A parent of two young boys, Travis knows from firsthand experience that getting small children to try new foods isn’t easy.
He explained, “One of the rules in our house is that you don’t have to eat it, but you do have to try it. This gives kids both the power to say ‘no,’ and the opportunity to try a food.”
Eating a diet low in healthy nutrients can cause children to suffer from malnutrition. Surprisingly, their bodies may not show the detriments of their diet; instead, kids can exhibit higher levels of aggression, hyperactivity and anxiety, or struggle to learn in school. Travis witnesses these struggles first hand as a physical education teacher, and is committed to helping families incorporate nutrition into their busy schedules.
“When parents ask me what their kids need, for anything in life – from food, to fitness, to academics – what they need is opportunity and variety,” he explained.
Each day, there are plenty of opportunities for children to add in healthy foods. For breakfast, Travis recommends making smoothies together, as a way of introducing fun and variety into morning routines.

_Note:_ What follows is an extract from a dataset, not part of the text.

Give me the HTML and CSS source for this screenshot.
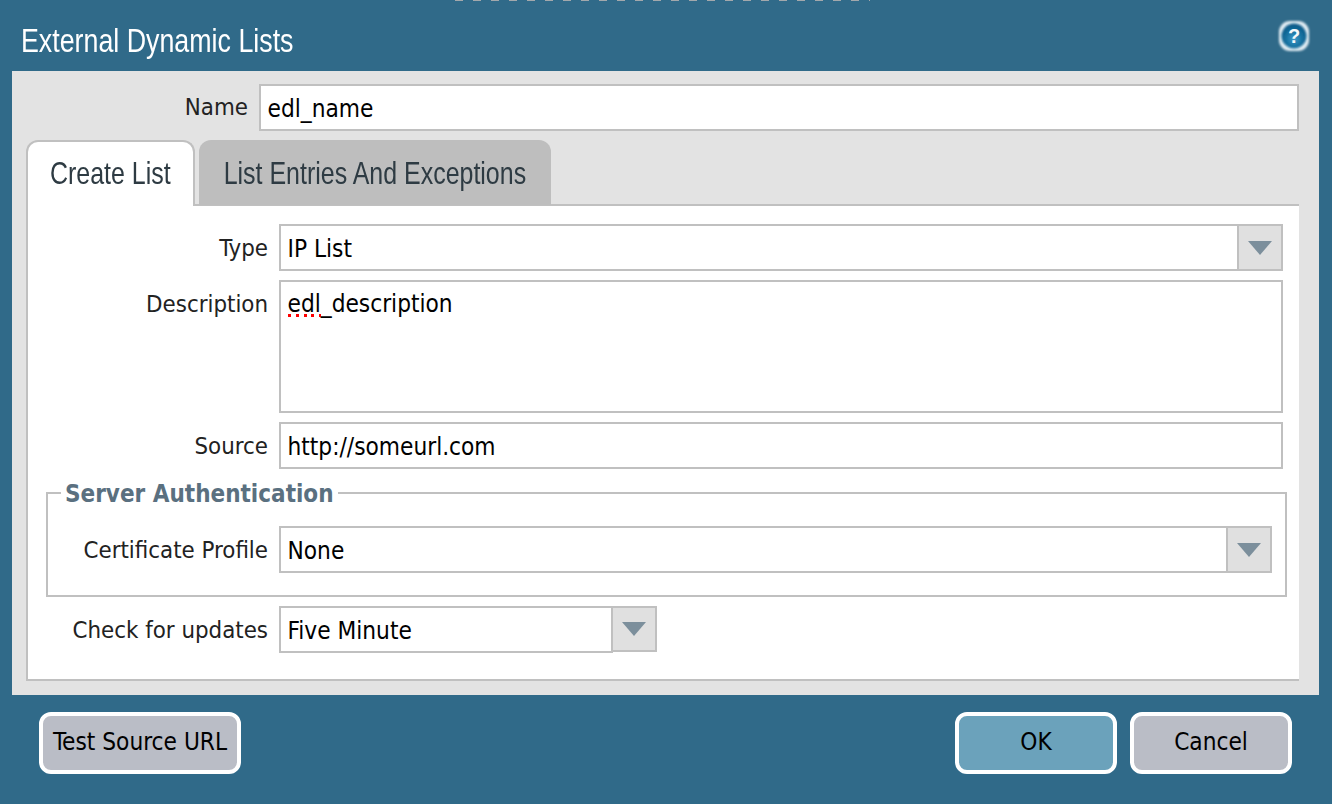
FILE: index.html
```html
<!DOCTYPE html>
<html lang="en">
  <head>
    <meta charset="UTF-8" />
    <meta name="viewport" content="width=device-width, initial-scale=1.0" />
    <title>External Dynamic Lists</title>
    <link rel="stylesheet" href="styles.css">
  </head>
  <body>
    <div class="backdrop"></div>
    <div class="dialog">
      <div class="title-bar">
        <span class="title-text">External Dynamic Lists</span>
        <svg class="help-icon" width="34" height="34" viewBox="0 0 34 34">
          <defs>
            <radialGradient id="helpFill" cx="50%" cy="62%" r="60%">
              <stop offset="0%" stop-color="#3f9ccb" />
              <stop offset="55%" stop-color="#14709f" />
              <stop offset="100%" stop-color="#0b5785" />
            </radialGradient>
            <filter id="helpSoft"><feGaussianBlur stdDeviation="1" /></filter>
          </defs>
          <rect x="2" y="2" width="30" height="30" rx="11" fill="#e4eef4" filter="url(#helpSoft)" />
          <circle cx="17" cy="17" r="12.5" fill="url(#helpFill)" filter="url(#helpSoft)" />
          <text x="17" y="24" text-anchor="middle" class="help-mark">?</text>
        </svg>
      </div>

      <div class="panel">
        <div class="name-row">
          <label class="name-label">Name</label>
          <input class="field name-field" type="text" value="edl_name" />
        </div>

        <div class="tabs">
          <div class="tab tab-active"><span class="tab-text">Create List</span></div>
          <div class="tab"><span class="tab-text">List Entries And Exceptions</span></div>
        </div>

        <div class="tab-body">
          <div class="row">
            <label class="row-label">Type</label>
            <div class="select">
              <div class="field select-value">IP List</div>
              <div class="select-btn">
                <svg width="24" height="14" viewBox="0 0 24 14"><polygon points="0,0 24,0 12,14" fill="#7c8f9c" /></svg>
              </div>
            </div>
          </div>

          <div class="row">
            <label class="row-label">Description</label>
            <div class="field text-area"><span class="misspelled">edl</span>_description</div>
          </div>

          <div class="row">
            <label class="row-label">Source</label>
            <input class="field" type="text" value="http://someurl.com" />
          </div>

          <fieldset class="auth-group">
            <legend class="auth-legend">Server Authentication</legend>
            <div class="row row-tight">
              <label class="row-label auth-label">Certificate Profile</label>
              <div class="select">
                <div class="field select-value">None</div>
                <div class="select-btn">
                  <svg width="24" height="14" viewBox="0 0 24 14"><polygon points="0,0 24,0 12,14" fill="#7c8f9c" /></svg>
                </div>
              </div>
            </div>
          </fieldset>

          <div class="row">
            <label class="row-label">Check for updates</label>
            <div class="select select-short">
              <div class="field select-value">Five Minute</div>
              <div class="select-btn">
                <svg width="24" height="14" viewBox="0 0 24 14"><polygon points="0,0 24,0 12,14" fill="#7c8f9c" /></svg>
              </div>
            </div>
          </div>
        </div>
      </div>

      <div class="footer">
        <button class="btn btn-wide" type="button">Test Source URL</button>
        <div class="footer-right">
          <button class="btn btn-primary" type="button">OK</button>
          <button class="btn" type="button">Cancel</button>
        </div>
      </div>
    </div>
  </body>
</html>
```

FILE: styles.css
```css
* {
  box-sizing: border-box;
}

html,
body {
  margin: 0;
  height: 100%;
  overflow: hidden;
  background: #306a89;
}

body {
  font-family: "DejaVu Sans Condensed", "DejaVu Sans", sans-serif;
  font-size: 24px;
  color: #222;
}

/* the page behind the dialog just shows through on the first pixel row */
.backdrop {
  height: 1px;
  width: 425px;
  margin-left: 445px;
  background: repeating-linear-gradient(90deg, #306a89 0, #306a89 10px, #a3a8ac 10px, #a3a8ac 18px);
}

.dialog {
  height: 803px;
  background: #306a89;
}

.title-bar {
  height: 70px;
  display: flex;
  align-items: center;
  justify-content: space-between;
  padding: 0 21px;
}

/* no narrow font installed, squeeze the sans instead */
.title-text {
  padding-top: 8px;
  font-family: "Liberation Sans", sans-serif;
  font-size: 34px;
  color: #fff;
  white-space: nowrap;
  transform: scaleX(0.788);
  transform-origin: left center;
}

.help-mark {
  font-family: "Liberation Sans", sans-serif;
  font-size: 20px;
  font-weight: bold;
  fill: #f2f7fa;
}

.panel {
  height: 624px;
  margin: 0 13px 0 12px;
  padding: 13px 20px 14px 14px;
  background: #e3e3e3;
}

.name-row {
  display: flex;
  align-items: flex-start;
  gap: 11px;
  height: 47px;
}

.name-label {
  width: 222px;
  text-align: right;
  font-size: 23.8px;
  line-height: 47px;
}

.field {
  height: 47px;
  flex: 1;
  min-width: 0;
  padding: 2px 6.5px 0;
  border: 2px solid #c0c0c0;
  background: #fff;
  color: #000;
  font: inherit;
  font-size: 24.2px;
  display: flex;
  align-items: center;
  outline: none;
}

.tabs {
  display: flex;
  gap: 4px;
  height: 66px;
  margin-top: 9px;
  margin-bottom: -2px;
  position: relative;
}

.tab {
  width: 352px;
  height: 65px;
  padding-top: 1px;
  display: flex;
  align-items: center;
  justify-content: center;
  border-radius: 12px 12px 0 0;
  background: #bebebe;
  color: #2e3b43;
  font-family: "Liberation Sans", sans-serif;
  font-size: 32px;
}

.tab-text {
  white-space: nowrap;
  transform: scaleX(0.78);
}

.tab-active {
  width: 169px;
  height: 66px;
  padding: 0 0 2px;
  background: #fff;
  border: 2px solid #c0c0c0;
  border-bottom: none;
}

.tab-body {
  height: 477px;
  padding: 18px 12px 0 0;
  background: #fff;
  border-left: 2px solid #c0c0c0;
  border-top: 2px solid #c0c0c0;
  border-bottom: 2px solid #c0c0c0;
}

.row {
  display: flex;
  align-items: flex-start;
  gap: 11px;
  margin: 0 4px 9px 0;
}

.row-label {
  width: 240px;
  height: 47px;
  flex: none;
  text-align: right;
  font-size: 23.8px;
  line-height: 49px;
}

.select {
  display: flex;
  flex: 1;
}

.select-short {
  flex: none;
  width: 378px;
}

.select-btn {
  width: 46px;
  height: 47px;
  flex: none;
  display: flex;
  align-items: center;
  justify-content: center;
  margin-left: -2px;
  background: #e0e0e0;
  border: 2px solid #c0c0c0;
}

.select-short .select-btn {
  height: 46px;
}

.text-area {
  height: 133px;
  display: block;
  padding-top: 8px;
}

.misspelled {
  background: repeating-linear-gradient(90deg, #f00 0, #f00 3px, transparent 3px, transparent 7.8px) left 0 bottom 1px / 100% 3px no-repeat;
}

.auth-group {
  margin: 0 0 9px 18px;
  padding: 18px 13px 22px 0;
  border: 2px solid #c0c0c0;
  min-width: 0;
}

.auth-legend {
  margin-left: 13px;
  padding: 0 4px;
  height: 30px;
  line-height: 32px;
  font-weight: bold;
  color: #5a7080;
}

.row-tight {
  margin: 0;
}

.auth-label {
  width: 220px;
}

.footer {
  display: flex;
  justify-content: space-between;
  padding: 17px 40px 0 39px;
}

.footer-right {
  display: flex;
  gap: 13px;
}

.btn {
  width: 162px;
  height: 62px;
  padding: 0 0 2px;
  border: 4px solid #fff;
  border-radius: 12px;
  background: #babdc6;
  color: #000;
  font: inherit;
  font-size: 24.2px;
}

.btn-wide {
  width: 202px;
}

.btn-primary {
  background: #6ba2bb;
}
```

“You can let them choose the foods that they’re putting in. The first day, your child might only choose a banana. The next time, you could choose one fruit and they choose another one; this is building a relationship about food, together. Starting this from a young age is ideal, but it is never too late to change!” he laughed.
Additionally, trying out new ways of cooking can help children to enjoy new foods.
“When it comes to dinner time, we fill the plate with healthy options,” he noted. “Kids might say they don’t like broccoli raw, but then you can steam it, roast it or sautee it with different spices.”
Travis said that often the problem is really with the adults, not the children.
“[Adults] have never been challenged to think about what they’re eating and it is harder to change,” he said. “The truth is that parents worry about what encouraging healthy eating might mean for them…. Again, I’d say that same rule applies – it is more about adding in the healthy than removing the unhealthy.”